### [WHAT YOU NEED TO DO]
Return every line of the records below verbatim, with no pictures in the copy.

### [GIVEN RECORDS]
• • • • •

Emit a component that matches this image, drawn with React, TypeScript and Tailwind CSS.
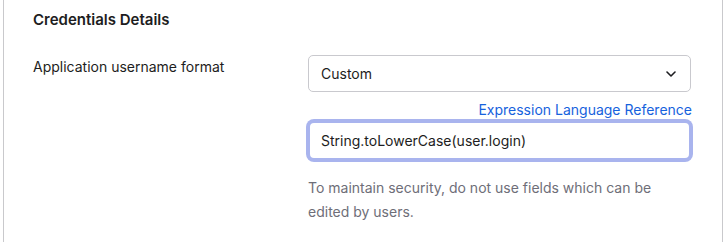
export default function App() {
  return (
    <div
      className="w-[724px] h-[242px] bg-white overflow-hidden"
      style={{ fontFamily: "Inter, 'Noto Sans', sans-serif" }}
    >
      <div className="ml-[3px] mr-[1px] h-full border-l border-r border-[#c9c9cc] pl-[29px] pr-[30px] pt-[10px]">
        <h2 className="text-[15px] leading-5 font-semibold text-[#1d1d21]">Credentials Details</h2>
        <div className="mt-[25px] grid grid-cols-[275px_1fr]">
          <div className="pt-[2px] text-[14px] leading-5 text-[#1d1d21]">Application username format</div>
          <div className="flex flex-col">
            <div className="h-[37px] w-[383px] rounded-[5px] border border-[#c9c9ce] bg-white pl-[12px] pr-[14px] flex items-center justify-between">
              <span className="text-[14px] text-[#1d1d21]">Custom</span>
              <svg width="10" height="6" viewBox="0 0 10 6" fill="none">
                <path d="M1 1l4 4 4-4" stroke="#1d1d21" strokeWidth="1.6" strokeLinecap="round" strokeLinejoin="round" />
              </svg>
            </div>
            <div className="mt-[8px] text-right text-[14px] leading-5 text-[#1662dd]">Expression Language Reference</div>
            <div className="mt-[1px] h-[39px] w-[383px] rounded-[6px] border-2 border-[#a9b4ee] ring-2 ring-[#a9b4ee] bg-white pl-[11px] flex items-center">
              <span className="text-[14px] text-[#1d1d21]">String.toLowerCase(user.login)</span>
            </div>
            <p className="mt-[16px] max-w-[370px] text-[14px] leading-[24px] text-[#6e6e78]">
              To maintain security, do not use fields which can be edited by users.
            </p>
          </div>
        </div>
      </div>
    </div>
  );
}
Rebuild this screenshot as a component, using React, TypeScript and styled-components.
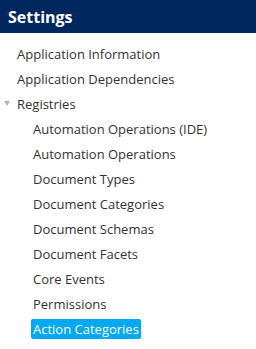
import React from 'react';
import styled, { createGlobalStyle } from 'styled-components';

const GlobalStyle = createGlobalStyle`
  html, body {
    margin: 0;
    padding: 0;
    background: #fff;
    font-family: "Open Sans", "Noto Sans", sans-serif;
  }
`;

const Panel = styled.div`
  width: 256px;
  height: 349px;
  overflow: hidden;
  display: flex;
  flex-direction: column;
`;

const Header = styled.div`
  height: 33px;
  background: #00275e;
  color: #fff;
  font-size: 16px;
  font-weight: 700;
  display: flex;
  align-items: center;
  padding-left: 8px;
  flex-shrink: 0;
`;

const Tree = styled.ul`
  list-style: none;
  margin: 0;
  padding: 8px 0 0 0;
`;

const Row = styled.li<{ $depth: number }>`
  height: 25px;
  display: flex;
  align-items: center;
  padding-left: ${p => (p.$depth === 0 ? 15 : 31)}px;
  font-size: 13px;
  color: #333;
  white-space: nowrap;
  position: relative;
`;

const Toggle = styled.span`
  position: absolute;
  left: 4px;
  top: 10px;
  width: 0;
  height: 0;
  border-left: 3px solid transparent;
  border-right: 3px solid transparent;
  border-top: 5px solid #b5b5b5;
`;

const Label = styled.span<{ $selected?: boolean }>`
  display: inline-block;
  line-height: 20px;
  padding: 0 2px;
  border-radius: 2px;
  background: ${p => (p.$selected ? '#00a9f1' : 'transparent')};
  color: ${p => (p.$selected ? '#fff' : '#333')};
  font-weight: ${p => (p.$selected ? 500 : 400)};
`;

interface Item {
  label: string;
  depth: number;
  open?: boolean;
  selected?: boolean;
}

const items: Item[] = [
  { label: 'Application Information', depth: 0 },
  { label: 'Application Dependencies', depth: 0 },
  { label: 'Registries', depth: 0, open: true },
  { label: 'Automation Operations (IDE)', depth: 1 },
  { label: 'Automation Operations', depth: 1 },
  { label: 'Document Types', depth: 1 },
  { label: 'Document Categories', depth: 1 },
  { label: 'Document Schemas', depth: 1 },
  { label: 'Document Facets', depth: 1 },
  { label: 'Core Events', depth: 1 },
  { label: 'Permissions', depth: 1 },
  { label: 'Action Categories', depth: 1, selected: true },
  { label: 'Vocabularies', depth: 1 },
];

const App: React.FC = () => {
  return (
    <Panel>
      <GlobalStyle />
      <Header>Settings</Header>
      <Tree>
        {items.map((item, i) => (
          <Row key={i} $depth={item.depth}>
            {item.open && <Toggle />}
            <Label $selected={item.selected}>{item.label}</Label>
          </Row>
        ))}
      </Tree>
    </Panel>
  );
};

export default App;
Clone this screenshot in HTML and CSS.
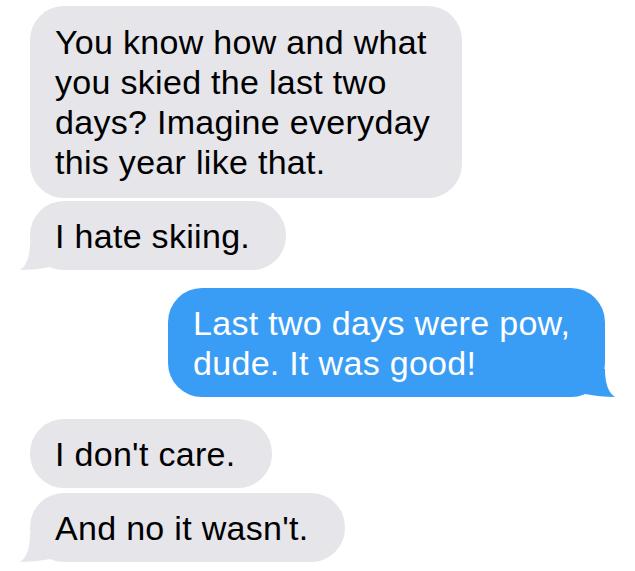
FILE: index.html
```html
<!DOCTYPE html>
<html>
<head>
<meta charset="utf-8">
<link rel="stylesheet" href="styles.css">
</head>
<body>
<div class="thread">
  <div class="group">
    <div class="bubble them w1">You know how and what<br>you skied the last two<br>days? Imagine everyday<br>this year like that.</div>
    <div class="bubble them tail">I hate skiing.</div>
  </div>
  <div class="group me-group">
    <div class="bubble me tail w2">Last two days were pow,<br>dude. It was good!</div>
  </div>
  <div class="group last">
    <div class="bubble them">I don't care.</div>
    <div class="bubble them tail">And no it wasn't.</div>
  </div>
</div>
</body>
</html>
```
FILE: styles.css
```css
html, body {
  margin: 0;
  padding: 0;
  background: #ffffff;
}
.thread {
  display: flex;
  flex-direction: column;
  padding: 6px 30px 0 30px;
  font-family: "Liberation Sans", Arial, sans-serif;
  font-size: 34px;
  line-height: 40px;
  letter-spacing: 0.3px;
}
.group {
  display: flex;
  flex-direction: column;
  align-items: flex-start;
  gap: 3px;
}
.me-group {
  align-items: flex-end;
  margin-top: 18px;
}
.group.last {
  margin-top: 22px;
  gap: 5px;
}
.bubble {
  position: relative;
  box-sizing: border-box;
  padding: 15px 36px 14px 25px;
  border-radius: 34px;
  white-space: nowrap;
}
.them {
  background: #e5e5ea;
  color: #000;
}
.me {
  background: #399df6;
  color: #fff;
}
.w1 {
  width: 432px;
  padding-top: 16px;
  padding-bottom: 16px;
}
.w2 {
  width: 437px;
}
.them.tail::before {
  content: "";
  position: absolute;
  left: -14px;
  bottom: 0;
  width: 34px;
  height: 28px;
  background: #e5e5ea;
  clip-path: path("M 14 0 L 34 0 L 34 25 C 24 27, 14 28, 4 28 C 10 24, 14 16, 14 0 Z");
}
.me.tail::before {
  content: "";
  position: absolute;
  right: -14px;
  bottom: 0;
  width: 34px;
  height: 28px;
  background: #399df6;
  clip-path: path("M 20 0 L 0 0 L 0 25 C 10 27, 20 28, 30 28 C 24 24, 20 16, 20 0 Z");
}
```
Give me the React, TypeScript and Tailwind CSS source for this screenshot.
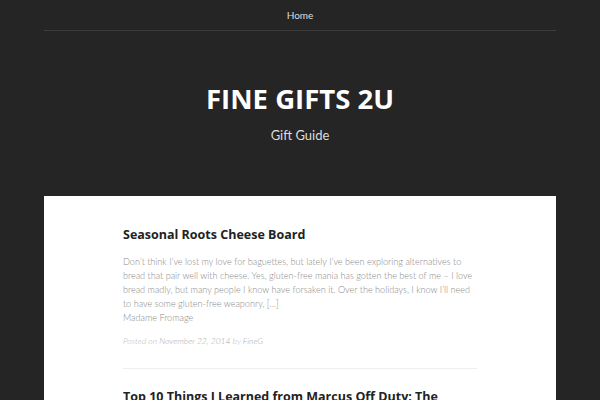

• • • • •

### [SOLUTION FOR THIS EXERCISE]
Emit a component that matches this image, drawn with React, TypeScript and Tailwind CSS.
export default function App() {
  return (
    <div
      className="w-[724px] h-[242px] bg-white overflow-hidden"
      style={{ fontFamily: "Inter, 'Noto Sans', sans-serif" }}
    >
      <div className="ml-[3px] mr-[1px] h-full border-l border-r border-[#c9c9cc] pl-[29px] pr-[30px] pt-[10px]">
        <h2 className="text-[15px] leading-5 font-semibold text-[#1d1d21]">Credentials Details</h2>
        <div className="mt-[25px] grid grid-cols-[275px_1fr]">
          <div className="pt-[2px] text-[14px] leading-5 text-[#1d1d21]">Application username format</div>
          <div className="flex flex-col">
            <div className="h-[37px] w-[383px] rounded-[5px] border border-[#c9c9ce] bg-white pl-[12px] pr-[14px] flex items-center justify-between">
              <span className="text-[14px] text-[#1d1d21]">Custom</span>
              <svg width="10" height="6" viewBox="0 0 10 6" fill="none">
                <path d="M1 1l4 4 4-4" stroke="#1d1d21" strokeWidth="1.6" strokeLinecap="round" strokeLinejoin="round" />
              </svg>
            </div>
            <div className="mt-[8px] text-right text-[14px] leading-5 text-[#1662dd]">Expression Language Reference</div>
            <div className="mt-[1px] h-[39px] w-[383px] rounded-[6px] border-2 border-[#a9b4ee] ring-2 ring-[#a9b4ee] bg-white pl-[11px] flex items-center">
              <span className="text-[14px] text-[#1d1d21]">String.toLowerCase(user.login)</span>
            </div>
            <p className="mt-[16px] max-w-[370px] text-[14px] leading-[24px] text-[#6e6e78]">
              To maintain security, do not use fields which can be edited by users.
            </p>
          </div>
        </div>
      </div>
    </div>
  );
}
Rebuild this screenshot as a component, using React, TypeScript and styled-components.
import React from 'react';
import styled, { createGlobalStyle } from 'styled-components';

const GlobalStyle = createGlobalStyle`
  html, body {
    margin: 0;
    padding: 0;
    background: #fff;
    font-family: "Open Sans", "Noto Sans", sans-serif;
  }
`;

const Panel = styled.div`
  width: 256px;
  height: 349px;
  overflow: hidden;
  display: flex;
  flex-direction: column;
`;

const Header = styled.div`
  height: 33px;
  background: #00275e;
  color: #fff;
  font-size: 16px;
  font-weight: 700;
  display: flex;
  align-items: center;
  padding-left: 8px;
  flex-shrink: 0;
`;

const Tree = styled.ul`
  list-style: none;
  margin: 0;
  padding: 8px 0 0 0;
`;

const Row = styled.li<{ $depth: number }>`
  height: 25px;
  display: flex;
  align-items: center;
  padding-left: ${p => (p.$depth === 0 ? 15 : 31)}px;
  font-size: 13px;
  color: #333;
  white-space: nowrap;
  position: relative;
`;

const Toggle = styled.span`
  position: absolute;
  left: 4px;
  top: 10px;
  width: 0;
  height: 0;
  border-left: 3px solid transparent;
  border-right: 3px solid transparent;
  border-top: 5px solid #b5b5b5;
`;

const Label = styled.span<{ $selected?: boolean }>`
  display: inline-block;
  line-height: 20px;
  padding: 0 2px;
  border-radius: 2px;
  background: ${p => (p.$selected ? '#00a9f1' : 'transparent')};
  color: ${p => (p.$selected ? '#fff' : '#333')};
  font-weight: ${p => (p.$selected ? 500 : 400)};
`;

interface Item {
  label: string;
  depth: number;
  open?: boolean;
  selected?: boolean;
}

const items: Item[] = [
  { label: 'Application Information', depth: 0 },
  { label: 'Application Dependencies', depth: 0 },
  { label: 'Registries', depth: 0, open: true },
  { label: 'Automation Operations (IDE)', depth: 1 },
  { label: 'Automation Operations', depth: 1 },
  { label: 'Document Types', depth: 1 },
  { label: 'Document Categories', depth: 1 },
  { label: 'Document Schemas', depth: 1 },
  { label: 'Document Facets', depth: 1 },
  { label: 'Core Events', depth: 1 },
  { label: 'Permissions', depth: 1 },
  { label: 'Action Categories', depth: 1, selected: true },
  { label: 'Vocabularies', depth: 1 },
];

const App: React.FC = () => {
  return (
    <Panel>
      <GlobalStyle />
      <Header>Settings</Header>
      <Tree>
        {items.map((item, i) => (
          <Row key={i} $depth={item.depth}>
            {item.open && <Toggle />}
            <Label $selected={item.selected}>{item.label}</Label>
          </Row>
        ))}
      </Tree>
    </Panel>
  );
};

export default App;
Clone this screenshot in HTML and CSS.
FILE: index.html
```html
<!DOCTYPE html>
<html>
<head>
<meta charset="utf-8">
<link rel="stylesheet" href="styles.css">
</head>
<body>
<div class="thread">
  <div class="group">
    <div class="bubble them w1">You know how and what<br>you skied the last two<br>days? Imagine everyday<br>this year like that.</div>
    <div class="bubble them tail">I hate skiing.</div>
  </div>
  <div class="group me-group">
    <div class="bubble me tail w2">Last two days were pow,<br>dude. It was good!</div>
  </div>
  <div class="group last">
    <div class="bubble them">I don't care.</div>
    <div class="bubble them tail">And no it wasn't.</div>
  </div>
</div>
</body>
</html>
```
FILE: styles.css
```css
html, body {
  margin: 0;
  padding: 0;
  background: #ffffff;
}
.thread {
  display: flex;
  flex-direction: column;
  padding: 6px 30px 0 30px;
  font-family: "Liberation Sans", Arial, sans-serif;
  font-size: 34px;
  line-height: 40px;
  letter-spacing: 0.3px;
}
.group {
  display: flex;
  flex-direction: column;
  align-items: flex-start;
  gap: 3px;
}
.me-group {
  align-items: flex-end;
  margin-top: 18px;
}
.group.last {
  margin-top: 22px;
  gap: 5px;
}
.bubble {
  position: relative;
  box-sizing: border-box;
  padding: 15px 36px 14px 25px;
  border-radius: 34px;
  white-space: nowrap;
}
.them {
  background: #e5e5ea;
  color: #000;
}
.me {
  background: #399df6;
  color: #fff;
}
.w1 {
  width: 432px;
  padding-top: 16px;
  padding-bottom: 16px;
}
.w2 {
  width: 437px;
}
.them.tail::before {
  content: "";
  position: absolute;
  left: -14px;
  bottom: 0;
  width: 34px;
  height: 28px;
  background: #e5e5ea;
  clip-path: path("M 14 0 L 34 0 L 34 25 C 24 27, 14 28, 4 28 C 10 24, 14 16, 14 0 Z");
}
.me.tail::before {
  content: "";
  position: absolute;
  right: -14px;
  bottom: 0;
  width: 34px;
  height: 28px;
  background: #399df6;
  clip-path: path("M 20 0 L 0 0 L 0 25 C 10 27, 20 28, 30 28 C 24 24, 20 16, 20 0 Z");
}
```
Give me the React, TypeScript and Tailwind CSS source for this screenshot.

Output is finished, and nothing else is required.